* BEGIN *

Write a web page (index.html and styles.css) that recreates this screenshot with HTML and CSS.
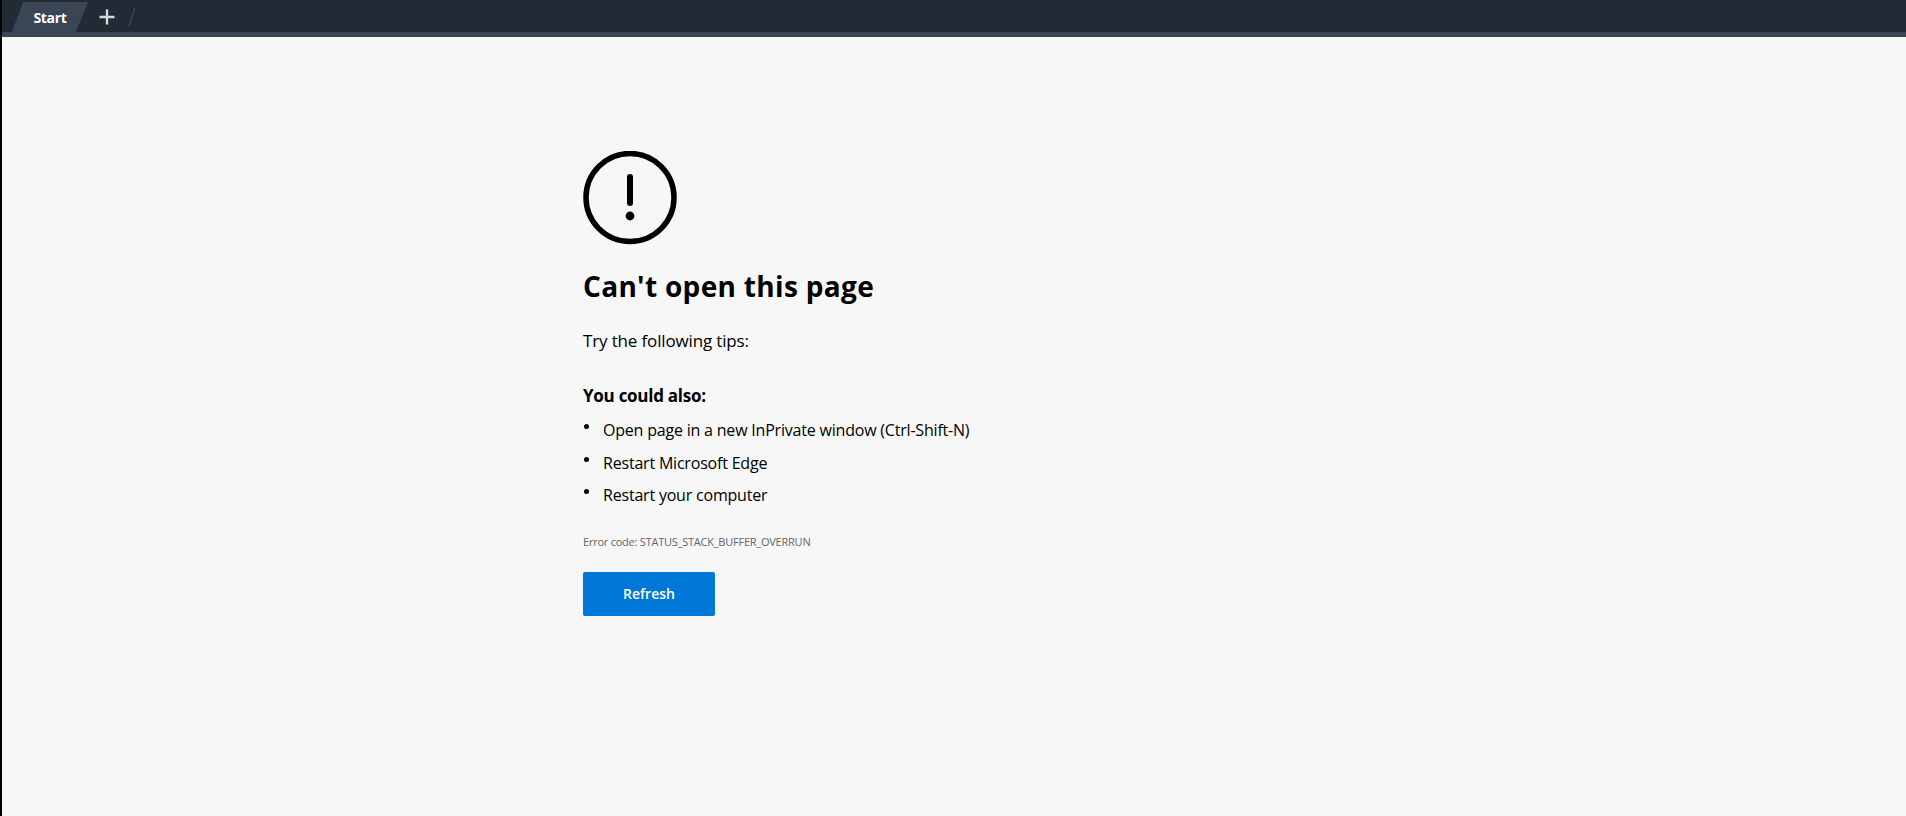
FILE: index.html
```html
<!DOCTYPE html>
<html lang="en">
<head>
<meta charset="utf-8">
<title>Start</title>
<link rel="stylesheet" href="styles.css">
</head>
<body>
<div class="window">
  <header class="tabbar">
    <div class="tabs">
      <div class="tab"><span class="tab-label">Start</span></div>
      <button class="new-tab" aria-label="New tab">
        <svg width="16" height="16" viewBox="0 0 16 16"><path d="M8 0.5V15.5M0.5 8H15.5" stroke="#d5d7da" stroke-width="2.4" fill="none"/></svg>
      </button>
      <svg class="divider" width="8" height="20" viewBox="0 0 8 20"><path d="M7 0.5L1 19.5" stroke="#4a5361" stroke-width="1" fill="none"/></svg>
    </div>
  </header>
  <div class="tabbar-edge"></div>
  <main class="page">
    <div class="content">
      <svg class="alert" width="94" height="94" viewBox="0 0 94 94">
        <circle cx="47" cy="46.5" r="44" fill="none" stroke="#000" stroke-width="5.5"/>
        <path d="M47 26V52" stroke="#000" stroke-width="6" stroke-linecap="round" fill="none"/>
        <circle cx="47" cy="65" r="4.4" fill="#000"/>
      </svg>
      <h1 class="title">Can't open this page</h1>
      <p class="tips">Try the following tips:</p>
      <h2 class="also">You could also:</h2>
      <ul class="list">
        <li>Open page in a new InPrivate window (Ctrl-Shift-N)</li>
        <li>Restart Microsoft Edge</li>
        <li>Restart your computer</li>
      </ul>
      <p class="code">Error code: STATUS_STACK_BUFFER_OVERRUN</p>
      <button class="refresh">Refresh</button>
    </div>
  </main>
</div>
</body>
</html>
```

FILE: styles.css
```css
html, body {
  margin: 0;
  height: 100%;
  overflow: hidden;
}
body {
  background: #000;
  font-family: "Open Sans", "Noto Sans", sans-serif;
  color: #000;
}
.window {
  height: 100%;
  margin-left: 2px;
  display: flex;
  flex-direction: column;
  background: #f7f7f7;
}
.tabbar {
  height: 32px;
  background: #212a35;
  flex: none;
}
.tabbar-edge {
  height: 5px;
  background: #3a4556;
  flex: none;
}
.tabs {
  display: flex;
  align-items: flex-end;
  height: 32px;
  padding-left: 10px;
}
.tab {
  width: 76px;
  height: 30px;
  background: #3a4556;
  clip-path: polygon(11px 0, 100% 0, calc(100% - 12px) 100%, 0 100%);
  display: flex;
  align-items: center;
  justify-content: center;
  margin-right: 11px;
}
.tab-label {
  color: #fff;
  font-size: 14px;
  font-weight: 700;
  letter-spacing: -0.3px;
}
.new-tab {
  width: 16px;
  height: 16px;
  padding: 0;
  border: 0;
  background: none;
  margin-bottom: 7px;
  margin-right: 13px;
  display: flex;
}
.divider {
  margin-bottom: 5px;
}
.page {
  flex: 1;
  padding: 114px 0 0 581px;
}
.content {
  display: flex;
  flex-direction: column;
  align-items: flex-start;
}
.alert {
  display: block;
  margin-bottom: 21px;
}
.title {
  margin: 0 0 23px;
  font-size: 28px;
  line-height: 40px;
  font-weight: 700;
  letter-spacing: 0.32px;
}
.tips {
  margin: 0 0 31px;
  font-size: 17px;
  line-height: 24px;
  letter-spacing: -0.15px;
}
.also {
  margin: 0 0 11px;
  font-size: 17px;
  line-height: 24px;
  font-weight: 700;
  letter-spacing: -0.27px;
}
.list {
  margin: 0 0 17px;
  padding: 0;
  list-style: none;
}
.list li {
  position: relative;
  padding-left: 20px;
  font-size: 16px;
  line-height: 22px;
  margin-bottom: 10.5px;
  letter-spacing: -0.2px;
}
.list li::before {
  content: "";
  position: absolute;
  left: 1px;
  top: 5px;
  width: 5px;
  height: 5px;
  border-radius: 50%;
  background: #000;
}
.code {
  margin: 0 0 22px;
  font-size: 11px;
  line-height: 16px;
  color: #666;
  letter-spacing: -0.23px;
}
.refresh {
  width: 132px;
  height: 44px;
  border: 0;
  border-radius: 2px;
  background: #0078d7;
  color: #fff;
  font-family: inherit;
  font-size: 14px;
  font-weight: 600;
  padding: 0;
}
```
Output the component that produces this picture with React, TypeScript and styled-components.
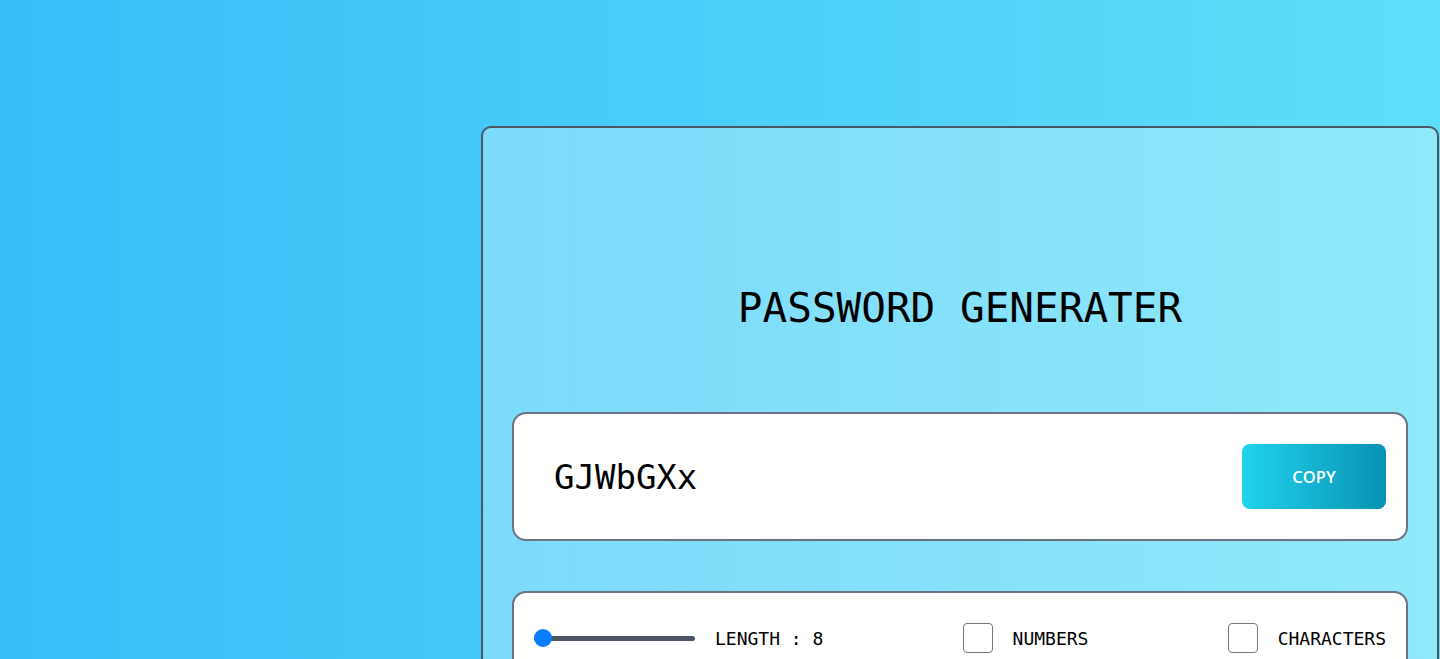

* END *

What you will do |
Collect, from the material above, every line containing the word "styles".

Task answer |
Write a web page (index.html and styles.css) that recreates this screenshot with HTML and CSS.
<link rel="stylesheet" href="styles.css">
FILE: styles.css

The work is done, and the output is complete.